GrokSurf's San Diego

Local observations on water, environment, technology, law & politics

California potable reuse study gets a boost with SB 322

Posted by George J Janczyn on October 10, 2013

Many people will remember that in September 2010 Gov. Schwarzenegger signed into law SB 918 which required the State Department of Public Health to investigate the feasibility of developing uniform water recycling criteria for direct potable reuse, and to provide a final report on that investigation to the Legislature.

Locals may now be experiencing a feeling of déjà vu after reading U-T San Diego’s report about SB 322 signed by Governor Brown (Brown signs bill to boost SD ‘toilet-to-tap’ plans).

The U-T writes that SB 322 : “…gives the Department of Public Health, working with the State Water Resources Control, until Sept. 1, 2016 to issue a draft feasibility report” on potable reuse and “calls for an expert panel and advisory groups to study the best course for regulating wastewater-to-drinking-water and then submit those recommendations to the two state agencies for review.

Sound like the same thing? It is, mostly, with a few differences:

  • The old bill (SB 918) directed the Department of Public Health to perform the investigation and prepare a report for the legislature by December 31, 2016. The new bill (SB 322) directs that the Department of Public Health perform the investigation in consultation with the State Water Resources Control Board.
  • The old bill required a public review draft to be completed by June 30, 2016. The new bill gives more time for the public review draft to be completed, shifting it to September 1, 2016.
  • The old bill required an expert panel to be convened for purposes of the investigation, but didn’t say when. The new bill says the expert panel must be convened and administered on or before February 15, 2014.
  • The old bill said the department may appoint an advisory group. The new bill says the department must convene an advisory group on or before January 15, 2014.

Other changes include new details covering the scope of the investigation, the composition of the expert panel, and composition of the advisory group. Curiously, while the old bill authorized the department to accept funds “from any source” for the investigation, the new bill authorizes the department to accept funds “from nonstate sources.”

In sum, the new bill adds some urgency to the effort with a deadline for convening the expert panel, changes the advisory group from optional to mandatory, and adds more specifics about the study itself.

San Diego County Water Authority’s news release characterizes the bill well, saying it “…is expected to expedite a transparent and rigorous scientific assessment of “potable reuse” as a potential water source.” (emphasis added by me)

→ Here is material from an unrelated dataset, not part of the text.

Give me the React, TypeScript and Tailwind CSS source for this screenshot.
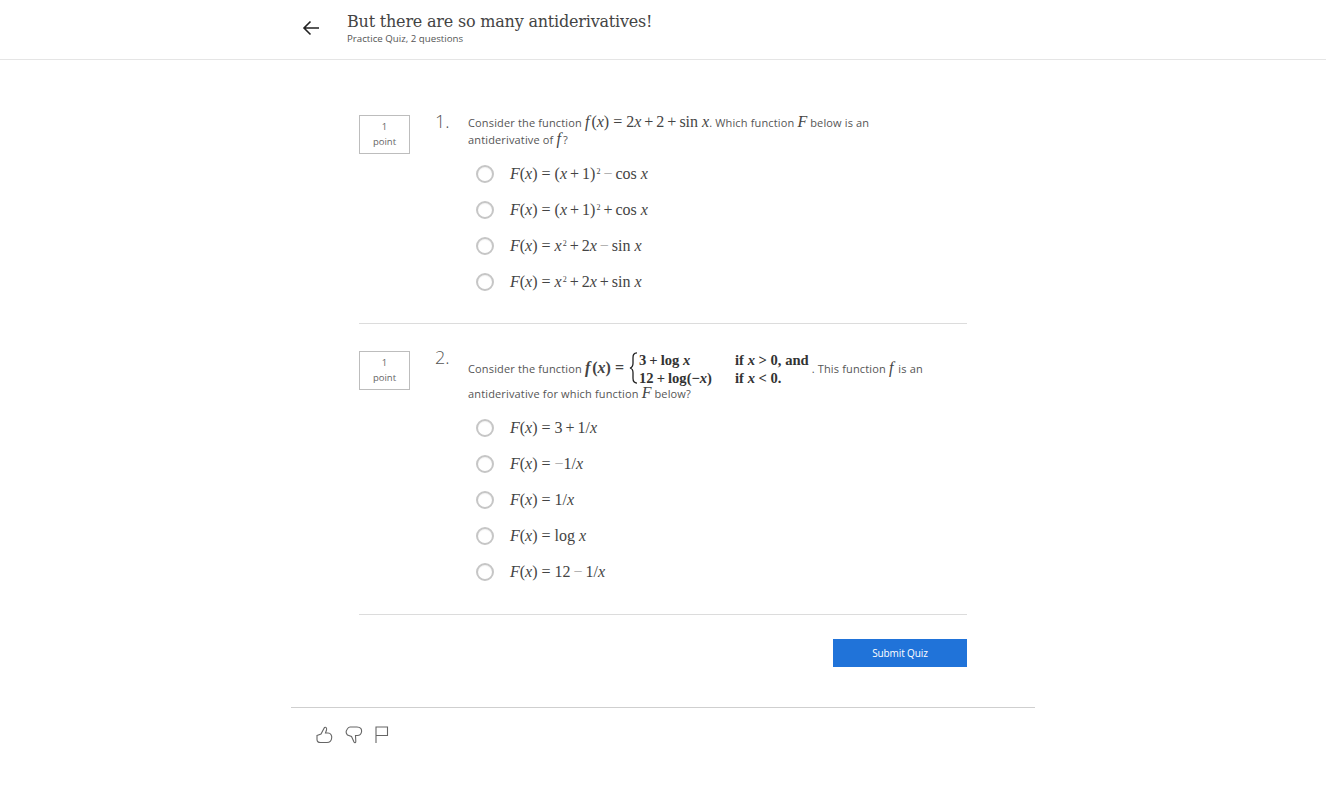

Click here for the full text of the bill with the legislative counsel’s digest.

For background on San Diego’s potable reuse efforts, see the Water Purification Demonstration Project website.


Leave it to good old U-T San Diego. In the opening paragraph of its story on the bill, the U-T says that potable reuse has been “dubbed by critics as “toilet-to-tap.” The U-T’s headline? “Brown signs bill to boost SD ‘toilet-to-tap’ plans.” Once a critic, always a critic, eh?


6 Responses to “California potable reuse study gets a boost with SB 322”

  1. Burt Freeman said

    These Senate bills (SB 918 and SB 322) investigating “direct” potable reuse raise question after question in me, a physicist (and concerned citizen). I’m reminded of the photo in the Water Purification Demonstration Project literature of the sparkling glass of tempting water (it’s potable but don’t drink!). Why can’t I succum to temptation and drink it? Please tell me why; maybe the plant might fail to provide the (quartenary) processing that it is designed to provide; maybe the water is too pure to transmit through the distribution system; —-. Why does this pristine water need to be contaminated by mixing with raw water and sent (at considerable expense) through a treatment plant?

    Pardon me for being naive; aren’t these isssues that any competent engineer could easily solve (by finishing the water, and adding online testing and a little delay storage in the system). Why do we need legislation that calls for THREE YEARS of administratively-bagaged study? (Where is the spell-checker?)

  2. I think one reason they’re taking the slow path to direct potable reuse is due to continued public apprehension that CECs (constituents of emerging concern) in wastewater might survive the purification process, even though that requires pretending that CECs don’t already exist in our current raw water supply. -Gj

    • Burt Freeman said

      But CECs don’t survive the purifications stages, are tested for, and the water can be aborted if the plant fails to remove them. As you say, George, every day we drink water that is subject to this public aprehension; or maybe we don’t by drinking bottled water having the same purity concerns and a lot of environmental problems to boot.

  3. Merle Moshiri said

    Its the Dept. of Public Health that delays our using reclaimed water for drinking water. They have only been “studying it” for the last 20 – 30 year. Wheels of the future grind slowly where so many “jobs” depend on your keeping on and on with the study. Yes, the UT TIMES. Always ready for a backward glance.